GEORGETOWN COUNTY SHERIFF'S OFFICE

"It was really quick," Georgetown County Solicitor Jimmy Richardson said, "and it was hours, it wasn't days, the entire process was a series of hours, from the time that she went missing to the time that she was buried." 

As for the suspect, Georgetown County Sheriff Carter Weaver described Moody as a man with an "extensive sex offender criminal history." 

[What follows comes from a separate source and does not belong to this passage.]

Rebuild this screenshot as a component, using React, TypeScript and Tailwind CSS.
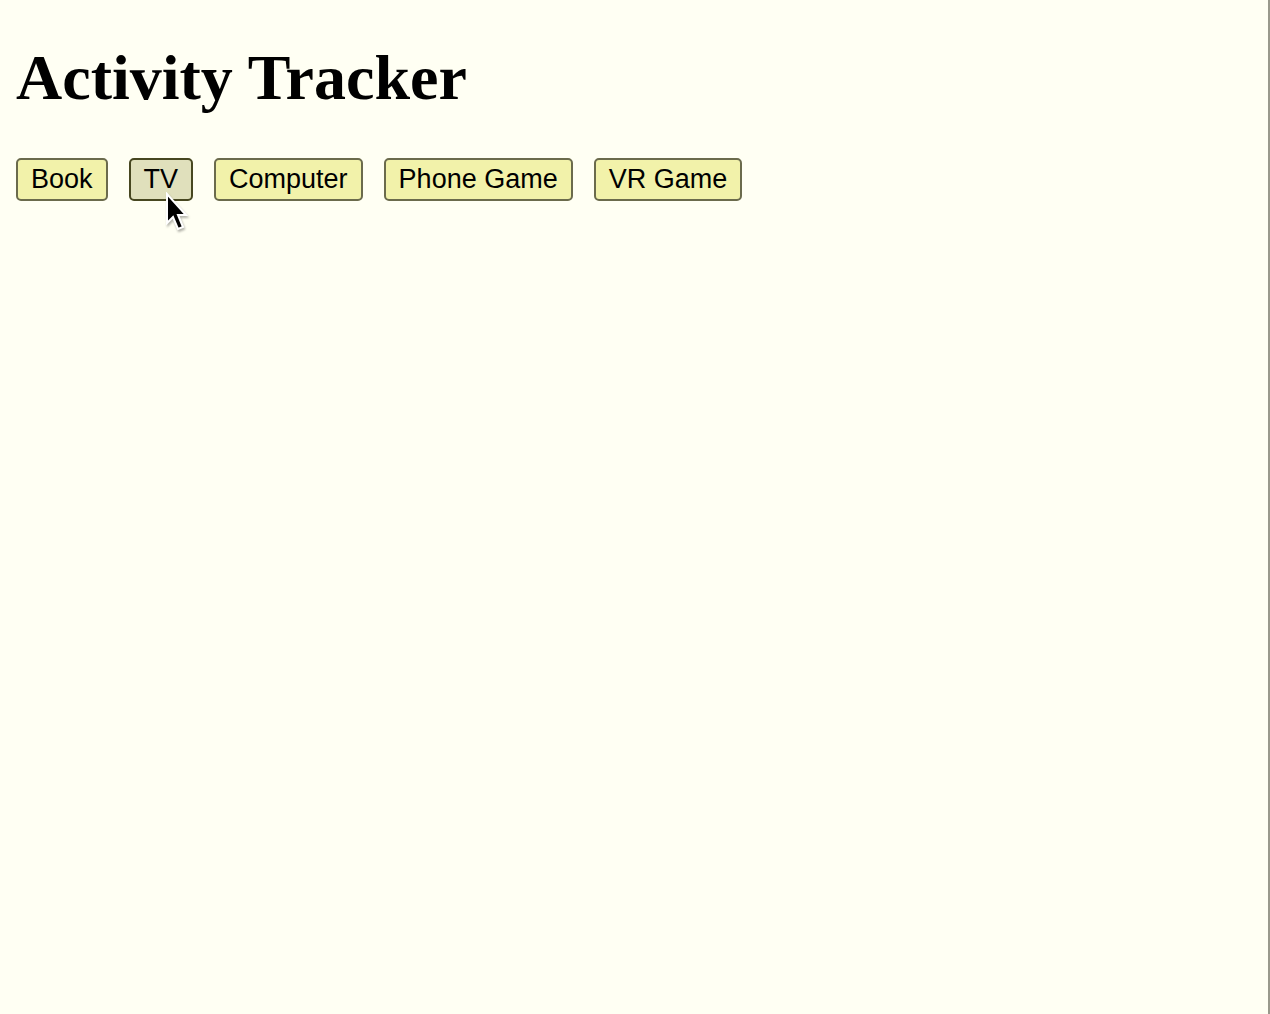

Moody is on the South Carolina State Law Enforcement Division's sex offender registry for convictions in 1983 in California for rape by force, kidnapping, and lewd or lascivious acts and sodomy with a child under 14. He was released from prison in 2004 after serving 20 1/2 years of a 40-year sentence, the California Department of Corrections and Rehabilitation confirmed to WMBF News, after which he moved to South Carolina. His supervised parole ended in 2007. On the sex offender registry site, there's also a citation for failure to register in South Carolina from 2010.

E! News has reached out to Moody's attorney, Scott Bellamy.

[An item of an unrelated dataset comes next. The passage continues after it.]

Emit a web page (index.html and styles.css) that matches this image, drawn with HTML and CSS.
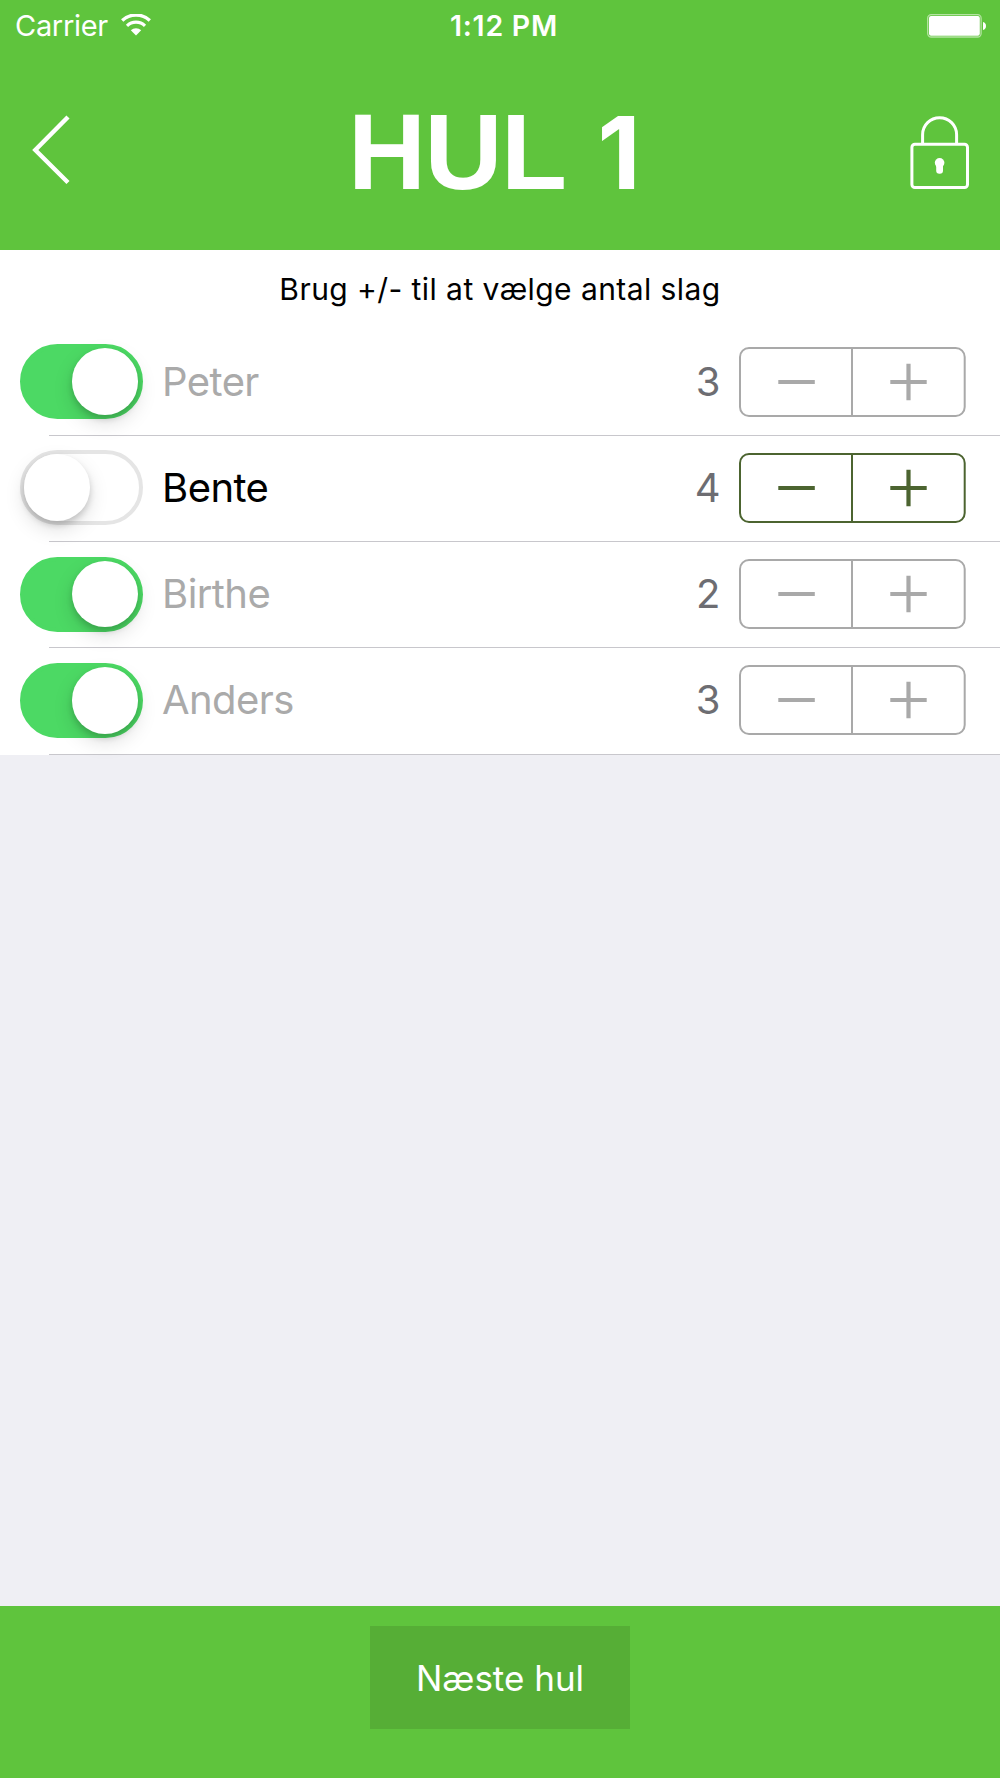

"In the coming months, we will move to seek justice for Brittanee and we'll be talking about arraignments and indictments and hearings," Richardson said during the May 16 presser. "We're going to do our very best to see that Raymond Moody pays for what he's done, but that is not going to replace Brittanee."

"Already the skeleton of the trial is in my mind," he also told WMBF on Wednesday, noting that there were hundreds of boxes of discovery to go through. "And I've lived it for awhile, but Mr. Bellamy hasn't, so it'll take him a lot longer to catch up than it would me, but we could prepare our witness list for the most part today."

"Brittanee lost her life in a tragic way at the hands of a horrible criminal who was walking our streets," Susan Ferensic, lead agent at the FBI's Columbia field office, told reporters Monday. Acknowledging the many law enforcement agencies represented around her and the people who worked the case at every level, she said, "No one ever wavered over this time. And we wish we could have come to these results sooner."

WMBF

Moody was first by identified by Myrtle Beach police as a person of interest in February 2012, six months after authorities searched a Georgetown motel room he had stayed in around the time Brittanee disappeared. Georgetown County Sheriff's Office Detective Phillip Hanna told WMBF News at the time that Moody was also a person of interest in a 2005 missing-person case, and he was not cooperating with either investigation.

Addressing the time that went by since Moody was first on their radar, Richardson said at the press conference, "There was a lot of investigation going on in the beginning. I think they named him as quickly as they could at that time, but what you'll see as this unfolds is that there are all kinds of tentacles coming off of this. It took a while to really narrow down leads and we chased down every one of those."

Chad and Dawn Drexler, who'd gone back and forth between New York and South Carolina countless times over the years, joined officials at the announcement of Moody's arrest. 

Dawn, reading from prepared notes, said, "This is truly a mother's worst nightmare. I am mourning my beautiful daughter today, as I have been for 13 years, but today it's bittersweet. We are much closer to the closure and the peace that we have been desperately hoping for. I am slowly processing everything that has come to light. I have not hidden from commenting or discussing Brittanee's case publicly."

Ultimately, she concluded, "today marks the beginning of a new chapter. The search for Brittanee is now a pursuit of Brittanee's justice."